Fragrance du Bois Sirène Privée — a bold, sensual composition where cherry and cinnamon meet spicy pink pepper and warm woods. It’s not a typical gourmand fragrance, and much less edible then the previous Sirène; rather, it plays with contrasts, combining luscious fruit with smoky and woody depth. Meanwhile, the recent success of Dusita’s Tonka Latte proves that the appetite for gourmand fragrances remains strong – and judging by what’s set to be launched, there’s more sweetness to come.

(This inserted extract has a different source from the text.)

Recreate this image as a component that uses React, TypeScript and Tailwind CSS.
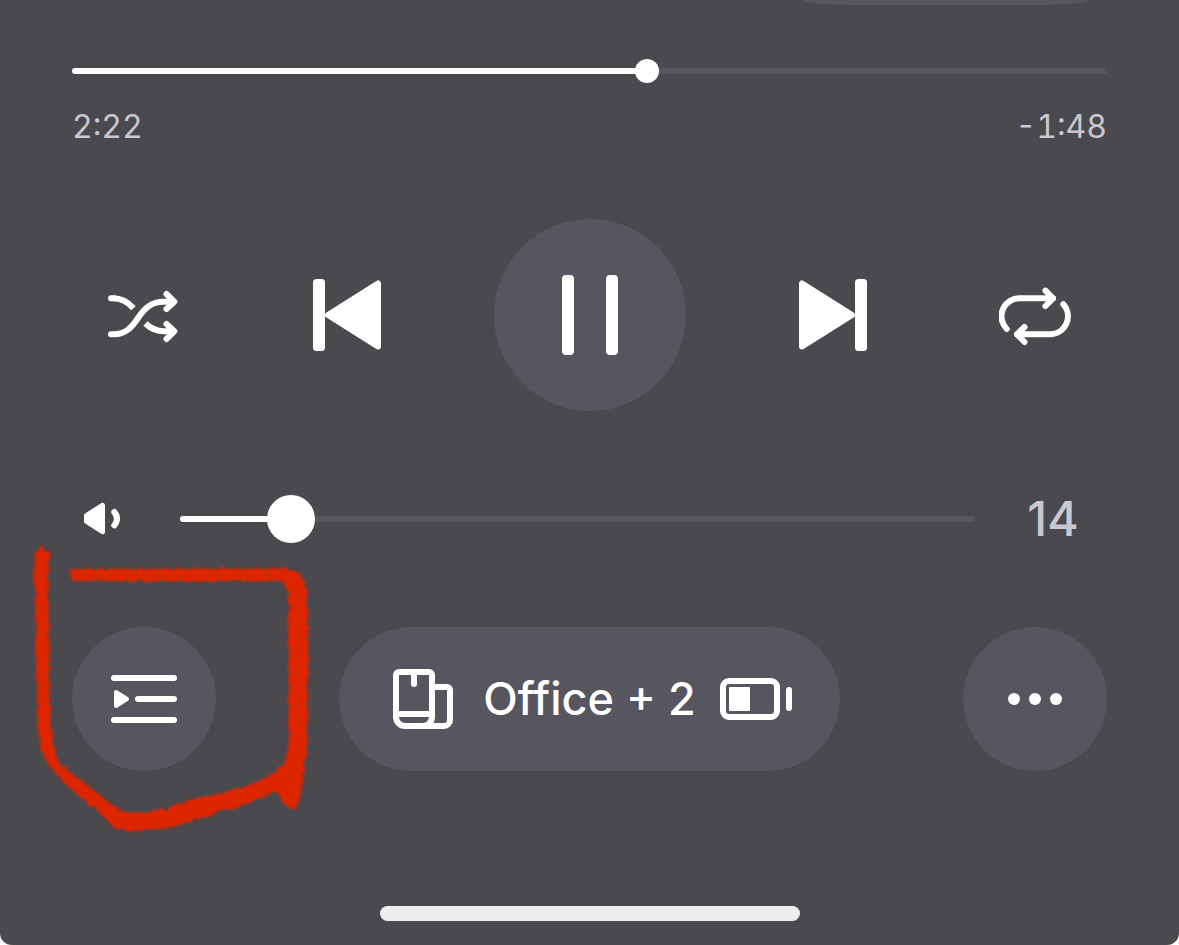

Fragrance Du Bois Serene privee

Fruits and tropical notes are also enjoying a strong presence this year. Jovoy’s Ha Long Bay opens with a luminous mango accord, while Carner Barcelona is preparing to launch Isla Bohemia, a fragrance inspired by carefree island living. Meanwhile,

Jovoy Ha Long Bay
Carner Isla Bohemia

D’Orsay’s Holy Berry adds a refined twist to the fruity trend, blending luscious red berries with the brand’s signature Parisian elegance. These vibrant compositions perfectly capture the optimistic, escapist mood that seems to define many of this year’s creations.

Holy Berry

Another note making a quiet but confident return is the classics of perfumery – iris. Long admired for its powdery sophistication, iris is being revisited in diverse and modern ways. In their exclusive events Nishane introduced new fragrance Meant To Be Seen, inspired by the legendary Marilyn Monroe, exploring a soft, alluring, and sensual interpretation of iris, while Xerjoff presented the releases of early next year. One of them – Gibeon – an upcoming addition to the Shooting Stars collection that fuses vintage refinement of iris with a modern touch of luminosity.

Nishane Meant to be seen
Xerjoff

Jacques Fath also joined the conversation with Musc Couture, a fruity-musky take on iris that feels both elegant and contemporary.

And there’s good news for oud enthusiasts as well. One of my favorite discoveries was an unexpected interpretation of oud by Ojar, set to launch soon. A few other well-known brands are also preparing refined oud compositions – though, for now, those must remain secret. What’s certain is that oud continues to evolve, moving away from its traditionally heavy and smoky associations toward more transparent, wearable expressions.

Ojar

Another noticeable trend this year is the growing focus on new bottle sizes and formats, offering more flexibility for perfume lovers. Les Eaux Primordiales will soon make all of their Extrait de Parfum creations available in 100 ml bottles, giving collectors and long-time fans the chance to enjoy their favorite scents in a more generous format.

Les Eaux Primordiales

On the other hand, Floraïku is going in the opposite direction by introducing adorable 30 ml bottles for some of its bestsellers – perfect for travel, discovery, or those who love variety without committing to a full-size flacon. Other brands are following this trend too: smaller sizes are coming from Tiziana Terenzi, Sospiro, and others.

Floraiku

This year’s TFWA week in Cannes painted a clear picture of where niche perfumery is heading: a balance between comfort and creativity, a search for optimism and sometimes escapism. Vanilla and gourmands are being reinvented with depth and restraint, fruits are celebrating color and happiness, iris is reclaiming its timeless place with a modern spirit, and oud is being redefined. The world of fragrance continues to surprise, seduce, and reinvent itself.